Gather from the material every line that contains the string "components".

=======

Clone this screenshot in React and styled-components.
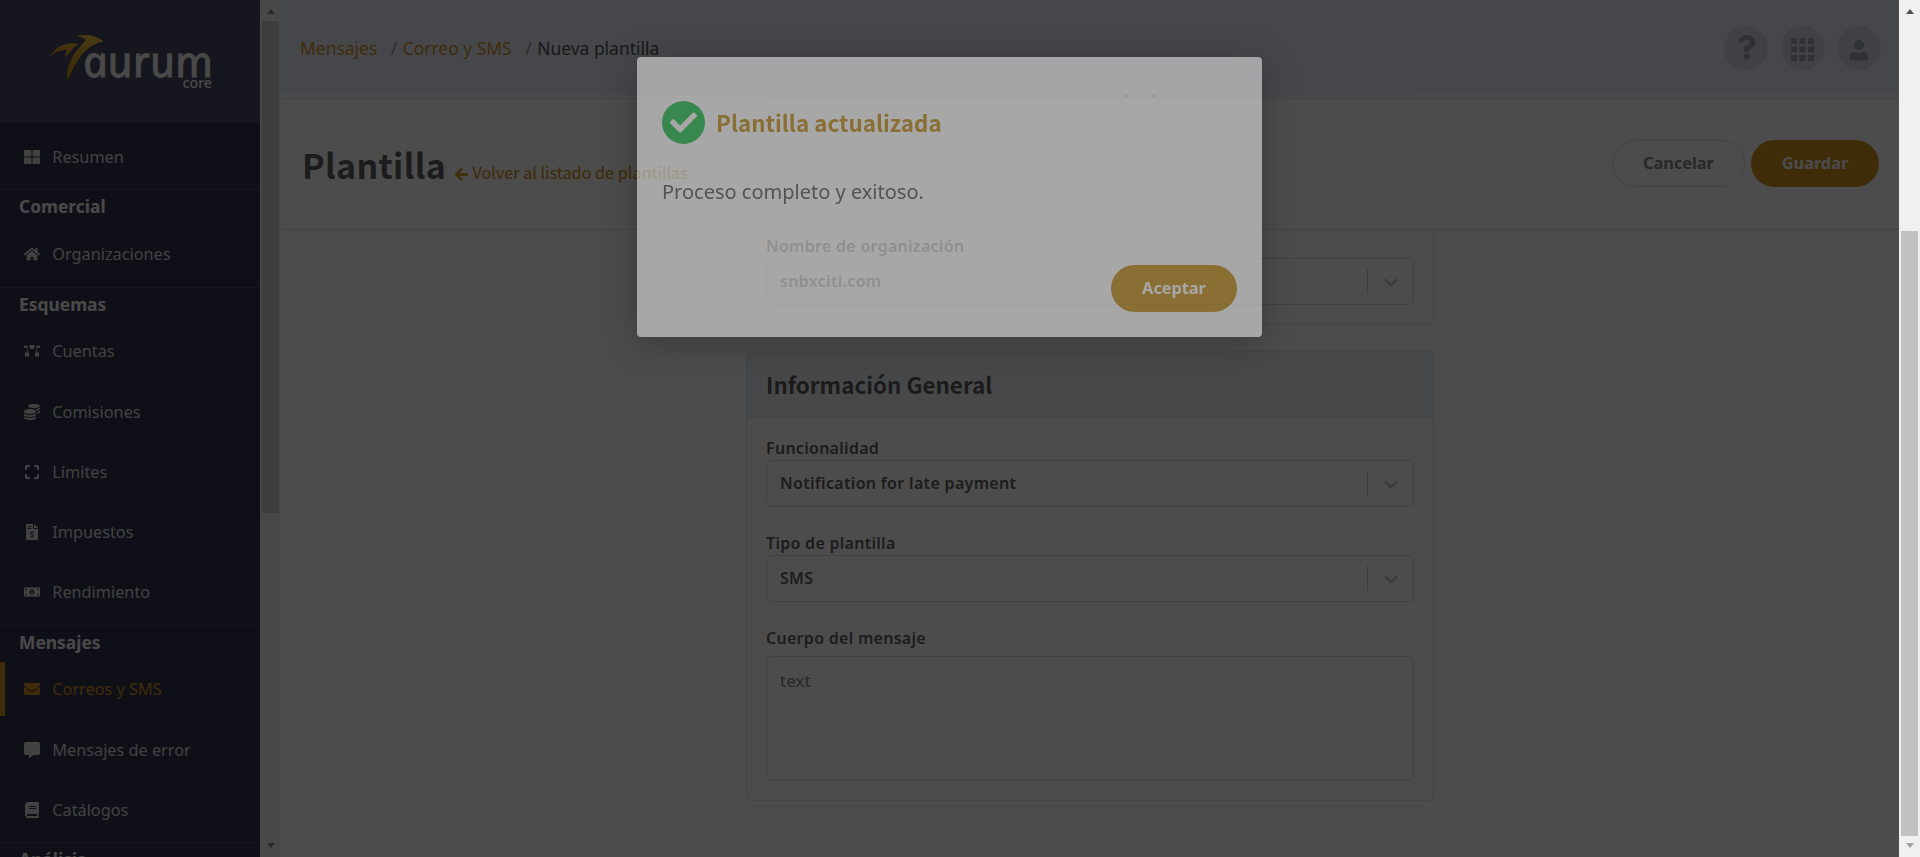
import React from 'react';
import styled, { createGlobalStyle } from 'styled-components';
import {
  FaHome, FaCoins, FaExpand, FaFileInvoiceDollar, FaMoneyBillAlt, FaEnvelope, FaBook,
  FaArrowLeft, FaQuestion, FaCheck, FaCommentAlt,
} from 'react-icons/fa';

const gold = '#d2951f';
const heading = '"Noto Sans CJK JP", "Noto Sans", sans-serif';

const Global = createGlobalStyle`
  * { box-sizing: border-box; }
  body { margin: 0; font-family: "Noto Sans", sans-serif; font-size: 16px; color: #6b6b6b; overflow: hidden; }
`;

const Page = styled.div`
  display: flex;
  position: relative;
  height: 857px;
  overflow: hidden;
`;

const Viewport = styled.div`
  display: flex;
  width: 1899px;
  height: 857px;
  overflow: hidden;
  background: #fff;
`;

const Sidebar = styled.nav`
  width: 260px;
  flex: none;
  height: 857px;
  overflow: hidden;
  background: #343450;
`;

const LogoBox = styled.div`
  height: 123px;
  background: #4b4b64;
`;

const Group = styled.div`
  border-bottom: 1px solid #4b4b64;
  padding-top: ${(p) => p.$top || 0}px;
`;

const GroupTitle = styled.div`
  height: 36.3px;
  padding-left: 19px;
  line-height: 32px;
  font-size: 17.4px;
  font-weight: 700;
  color: #f6f6f6;
`;

const Item = styled.div`
  height: 54px;
  margin-bottom: 6.15px;
  padding-top: 1px;
  padding-left: ${(p) => (p.$active ? 19 : 24)}px;
  border-left: ${(p) => (p.$active ? `5px solid ${gold}` : '0')};
  display: flex;
  align-items: center;
  gap: 12.3px;
  font-size: 16.25px;
  color: ${(p) => (p.$active ? gold : '#dcdcdc')};
  svg { width: 16px; height: 16px; flex: none; }
`;

const Scroll = styled.div`
  width: 21px;
  flex: none;
  height: 857px;
  display: flex;
  flex-direction: column;
  align-items: center;
  padding: 9px 0;
  background: ${(p) => p.$bg};
`;

const Thumb = styled.div`
  width: 17px;
  height: ${(p) => p.$h}px;
  margin: ${(p) => p.$mt}px 0 auto;
  background: ${(p) => p.$bg};
`;

const Arrow = styled.i`
  width: 0;
  height: 0;
  border: 4.5px solid transparent;
  border-width: ${(p) => (p.$down ? '5px 4.5px 0' : '0 4.5px 5px')};
  border-${(p) => (p.$down ? 'top' : 'bottom')}-color: ${(p) => p.$c};
`;

const Main = styled.main`
  flex: 1;
  display: flex;
  flex-direction: column;
`;

const TopBar = styled.header`
  height: 95px;
  flex: none;
  padding: 0 18px 0 19px;
  display: flex;
  justify-content: space-between;
  align-items: center;
  background: #ebeef9;
`;

const Crumbs = styled.div`
  display: flex;
  font-size: 17.45px;
  line-height: 24px;
  padding-top: 1px;
  color: #555;
`;

const Crumb = styled.a`
  color: ${gold};
`;

const Slash = styled.span`
  margin: 0 5.5px 0 13.5px;
  color: #999;
`;

const Actions = styled.div`
  display: flex;
  gap: 12.5px;
`;

const Round = styled.div`
  width: 44px;
  height: 44px;
  padding-top: ${(p) => p.$drop || 0}px;
  border-radius: 50%;
  background: #d7dbe5;
  color: #9ba9ba;
  display: flex;
  align-items: center;
  justify-content: center;
`;

const Strip = styled.div`
  height: 3px;
  flex: none;
  padding: 0 484px 0 485px;
`;

const StripCard = styled.div`
  height: 3px;
  background: #eff2f8;
  display: flex;
  gap: 26px;
  padding-left: 358px;
`;

const Tail = styled.i`
  width: 3px;
  height: 2px;
  background: #777;
`;

const TitleBar = styled.section`
  height: 132px;
  flex: none;
  border-top: 1px solid #e4e4e4;
  border-bottom: 1px solid #e4e4e4;
  padding: 0 20px 0 21px;
  display: flex;
  justify-content: space-between;
`;

const TitleGroup = styled.div`
  display: flex;
  align-items: flex-start;
  height: 80px;
  margin-top: 26px;
  font-family: ${heading};
`;

const Title = styled.h1`
  margin: 0;
  font-size: 34px;
  line-height: 80px;
  font-weight: 700;
  letter-spacing: 0.3px;
  color: #606060;
  width: 151.5px;
  white-space: nowrap;
`;

const Back = styled.a`
  display: flex;
  align-items: center;
  gap: 4px;
  font-size: 16.2px;
  color: ${gold};
  -webkit-text-stroke: 0.2px ${gold};
  white-space: nowrap;
  margin-top: 35px;
  line-height: 24px;
  svg { margin-top: 4px; }
`;

const Buttons = styled.div`
  display: flex;
  gap: 6px;
  margin-top: 41px;
`;

const Button = styled.button`
  width: ${(p) => p.$w}px;
  height: 47px;
  padding: 0 0 1.5px;
  border-radius: 24px;
  border: ${(p) => (p.$outline ? '1px solid #e2e2e2' : '0')};
  background: ${(p) => (p.$outline ? '#fff' : p.$bg || gold)};
  color: ${(p) => (p.$outline ? '#858585' : '#fff')};
  font: 700 16.3px "Noto Sans", sans-serif;
`;

const Body = styled.div`
  flex: 1;
  padding-left: 465px;
`;

const Card = styled.section`
  width: 688px;
  border: 1px solid #e4e6e8;
  border-top-width: ${(p) => (p.$cut ? 0 : 1)}px;
  border-radius: ${(p) => (p.$cut ? '0 0 5px 5px' : '5px')};
  margin-bottom: 25px;
  height: ${(p) => p.$h}px;
  overflow: hidden;
`;

const CardHead = styled.h2`
  margin: 0;
  height: 67px;
  padding-left: 19px;
  border-bottom: 1px solid #e1e4e8;
  background: #eff2f8;
  font: 700 22.4px/67px ${heading};
  color: #5c5c5c;
`;

const Field = styled.div`
  padding: 0 19px;
  margin-top: ${(p) => p.$mt}px;
`;

const Label = styled.label`
  display: block;
  height: ${(p) => p.$h || 24}px;
  line-height: 24px;
  font-size: 16px;
  font-weight: 600;
  letter-spacing: 0.28px;
  color: #606060;
`;

const Select = styled.div`
  height: 47px;
  border: 1px solid #dedede;
  border-radius: 5px;
  display: flex;
  align-items: center;
  padding: 0 11.5px 0 13px;
  font-size: 16px;
  font-weight: 600;
  letter-spacing: 0.32px;
  color: #606060;
  span { flex: 1; padding-bottom: 1px; }
`;

const Divider = styled.i`
  width: 1px;
  height: 25px;
  margin-right: 11.5px;
  background: #d0d0d0;
`;

const Area = styled.div`
  height: 125px;
  border: 1px solid #e2e2e2;
  border-radius: 5px;
  padding: 12px 13px;
  font-size: 17px;
  line-height: 24px;
  color: #858585;
`;

const Overlay = styled.div`
  position: absolute;
  left: 0;
  top: 0;
  width: 1899px;
  height: 857px;
  background: rgba(0, 0, 0, 0.7);
  backdrop-filter: blur(0.6px);
`;

const Modal = styled.div`
  position: absolute;
  left: 637px;
  top: 56.5px;
  width: 625px;
  height: 280px;
  padding: 44px 25px 0;
  border-radius: 4px;
  background: #fff;
  opacity: 0.51;
  box-shadow: 0 6px 36px rgba(0, 0, 0, 0.5);
  display: flex;
  flex-direction: column;
`;

const ModalTitle = styled.div`
  display: flex;
  align-items: center;
  gap: 11px;
  height: 44px;
  font: 700 22.4px/42px ${heading};
  color: #c69121;
`;

const ModalName = styled.span`
  padding-bottom: 2px;
`;

const Tick = styled.span`
  width: 43px;
  height: 43px;
  border-radius: 50%;
  background: #25c151;
  color: #fff;
  display: flex;
  align-items: center;
  justify-content: center;
`;

const ModalText = styled.p`
  margin: 32px 0 0;
  font-size: 20px;
  line-height: 30px;
  color: #5a5a5a;
`;

const ModalFoot = styled.div`
  display: flex;
  justify-content: flex-end;
  margin-top: 58px;
  button { padding-bottom: 0; }
`;

const Logo = () => (
  <svg width="260" height="123" viewBox="0 0 260 123">
    <defs>
      <linearGradient id="wing" x1="1" y1="0" x2="0" y2="1">
        <stop offset="0" stopColor="#f0cc50" />
        <stop offset="1" stopColor="#c87800" />
      </linearGradient>
    </defs>
    <path fill="url(#wing)" d="M77 36.500C87 33 97 36 103.500 41.500C92 44 84 50 78 60C73 68 70 75 68 80C66 73 68 66 71 60C75 52 80 46 86 40C83 37.500 80 37 77 36.500ZM49.500 57C55 46 67 41 79 44C74 47 69 52 65.500 58C65 55 66 52 67 50C60 50 55 52 49.500 57Z" />
    <g fill="#f4f4f4" fontFamily="Noto Sans">
      <text transform="translate(85.500 77) skewX(12)" fontStyle="italic" fontWeight="400" fontSize="43" textLength="130" lengthAdjust="spacingAndGlyphs" stroke="#f4f4f4" strokeWidth=".9">aurum</text>
      <text x="182.500" y="87.700" fontSize="14" fontWeight="500" textLength="29.500" lengthAdjust="spacingAndGlyphs">core</text>
    </g>
  </svg>
);

const GridIcon = () => (
  <svg viewBox="0 0 16 16" fill="currentColor"><path d="M0 1h7.500v6.500H0zM8.500 1H16v6.500H8.500zM0 8.500h7.500V15H0zM8.500 8.500H16V15H8.500z" /></svg>
);

const NodesIcon = () => (
  <svg viewBox="0 0 16 16" fill="currentColor" stroke="currentColor">
    <path stroke="none" d="M6 2h4v4H6zM1 9.500h4v4H1zM11 9.500h4v4h-4zM0 2.500h2.500V5H0zM13.500 2.500H16V5h-2.500z" />
    <path fill="none" strokeWidth=".9" d="M2 3.700h12M2 5l2 2-1 3M14 5l-2 2 1 3" />
  </svg>
);

const AppsIcon = () => (
  <svg width="23" height="23" viewBox="0 0 23 23" fill="currentColor">
    {[0, 8.5, 17].map((y) => [0, 8.5, 17].map((x) => <rect key={`${x}-${y}`} x={x} y={y} width="6" height="6" />))}
  </svg>
);

const UserIcon = () => (
  <svg width="18" height="21" viewBox="0 0 18 21" fill="currentColor">
    <circle cx="9" cy="5" r="5" />
    <path d="M0 20v-3q0-5 5-5 4 1.500 8 0 5 0 5 5v3q0 .5-1 .5H1q-1 0-1-.5z" />
  </svg>
);

const Chevron = () => (
  <svg width="22" height="22" viewBox="0 0 20 20" fill="#c4c4c4">
    <path d="M4.516 7.548c0.436-0.446 1.043-0.481 1.576 0l3.908 3.747 3.908-3.747c0.533-0.481 1.141-0.446 1.574 0 0.436 0.445 0.408 1.197 0 1.615-0.406 0.418-4.695 4.502-4.695 4.502-0.217 0.223-0.502 0.335-0.787 0.335s-0.570-0.112-0.789-0.335c0 0-4.287-4.084-4.695-4.502s-0.436-1.170 0-1.615z" />
  </svg>
);

const groups = [
  { title: 'Comercial', items: [['Organizaciones', FaHome]] },
  {
    title: 'Esquemas',
    items: [
      ['Cuentas', NodesIcon], ['Comisiones', FaCoins], ['Límites', FaExpand],
      ['Impuestos', FaFileInvoiceDollar], ['Rendimiento', FaMoneyBillAlt],
    ],
  },
  { title: 'Mensajes', items: [['Correos y SMS', FaEnvelope], ['Mensajes de error', FaCommentAlt], ['Catálogos', FaBook]] },
];

const SelectField = ({ label, value, mt }) => (
  <Field $mt={mt}>
    <Label>{label}</Label>
    <Select><span>{value}</span><Divider /><Chevron /></Select>
  </Field>
);

export default function App() {
  return (
    <Page>
      <Global />
      <Viewport>
        <Sidebar>
          <LogoBox><Logo /></LogoBox>
          <Group $top={6}><Item><GridIcon />Resumen</Item></Group>
          {groups.map((g) => (
            <Group key={g.title}>
              <GroupTitle>{g.title}</GroupTitle>
              {g.items.map(([name, Icon]) => (
                <Item key={name} $active={name === 'Correos y SMS'}><Icon />{name}</Item>
              ))}
            </Group>
          ))}
          <GroupTitle>Análisis</GroupTitle>
        </Sidebar>
        <Scroll $bg="#f1f1f1">
          <Arrow $c="#8a8a8a" />
          <Thumb $bg="#cdcdcd" $h={492} $mt={7} />
          <Arrow $down $c="#8a8a8a" />
        </Scroll>
        <Main>
          <TopBar>
            <Crumbs>
              <Crumb>Mensajes</Crumb><Slash>/</Slash>
              <Crumb>Correo y SMS</Crumb><Slash>/</Slash>
              <span>Nueva plantilla</span>
            </Crumbs>
            <Actions>
              <Round><FaQuestion size={25} /></Round>
              <Round $drop={3}><AppsIcon /></Round>
              <Round $drop={5}><UserIcon /></Round>
            </Actions>
          </TopBar>
          <Strip><StripCard><Tail /><Tail /></StripCard></Strip>
          <TitleBar>
            <TitleGroup>
              <Title>Plantilla</Title>
              <Back><FaArrowLeft size={15} />Volver al listado de plantillas</Back>
            </TitleGroup>
            <Buttons>
              <Button $outline $w={133}>Cancelar</Button>
              <Button $w={128}>Guardar</Button>
            </Buttons>
          </TitleBar>
          <Body>
            <Card $cut $h={95}>
              <SelectField label="Nombre de organización" value="snbxciti.com" mt={4} />
            </Card>
            <Card $h={451}>
              <CardHead>Información General</CardHead>
              <SelectField label="Funcionalidad" value="Notification for late payment" mt={18} />
              <SelectField label="Tipo de plantilla" value="SMS" mt={24} />
              <Field $mt={24}>
                <Label $h={30}>Cuerpo del mensaje</Label>
                <Area>text</Area>
              </Field>
            </Card>
          </Body>
        </Main>
      </Viewport>
      <Scroll $bg="#f0f0f0">
        <Arrow $c="#505050" />
        <Thumb $bg="#c1c1c1" $h={605} $mt={217} />
        <Arrow $down $c="#a3a3a3" />
      </Scroll>
      <Overlay />
      <Modal>
        <ModalTitle><Tick><FaCheck size={27} /></Tick><ModalName>Plantilla actualizada</ModalName></ModalTitle>
        <ModalText>Proceso completo y exitoso.</ModalText>
        <ModalFoot><Button $w={126} $bg="#c69121">Aceptar</Button></ModalFoot>
      </Modal>
    </Page>
  );
}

=======

**RESPONSE TO THIS TASK:**
Clone this screenshot in React and styled-components.
import styled, { createGlobalStyle } from 'styled-components';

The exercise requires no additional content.